There’s a history of volunteer maintenance at the Linwood Pioneer Cemetery, at least until recently.

This sign was posted on the gate.

Does anybody reading this live near 95th Street and Mission Road in Leawood, Kansas?  What’s the end of this story?

Westphalia, Missouri

The discordant mix of highway noise, turtledoves and church bells lent a surreal quality to my visit to this little cemetery.

It was one of those slam on the brakes and make a right, no time for turn signals kind of stops. Ever had one of those? Two-lane, State Highway 63 twists through the eastern edge of the Ozark Mountains in southern Missouri.

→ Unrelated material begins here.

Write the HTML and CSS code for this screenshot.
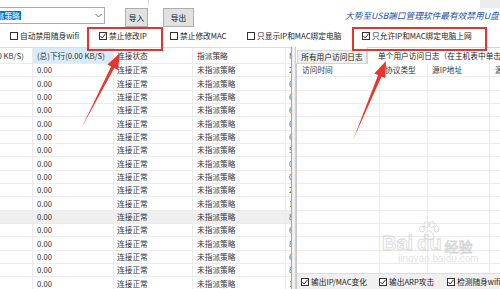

About 20 miles south of the capital, Jefferson City, the landscape gets more and more rural. I passed through several tiny towns before the tall, marble crucifix that marked this graveyard called my name.

I parked in a large, gravel lot in front of an auto repair shop right beside the highway. A broken down school bus sat in one corner like it’d been there for years and would be for more. A well used tow truck was parked in front of the boxy, aluminum sided shop.

The Westphalia cemetery sits right next to it on a hillside gently sloping up toward a church with a high, pointed white steeple, the source of the tolling bells.

Twilight added to a sense of being slightly off-center to reality here. My step off the gravel and onto the cemetery’s thick, well-tended lawn was like a step out of time.

Icouldn’t translate the language on the markers.

I don’t speak a word of German. Even the street signs in tiny Westphalia are printed in two languages. The flowing script on the porcelain placards was beautiful though.

 

Iron work crosses spoke to the poverty and austerity of the folks who settled here.

I got the feeling from looking around that not much had changed.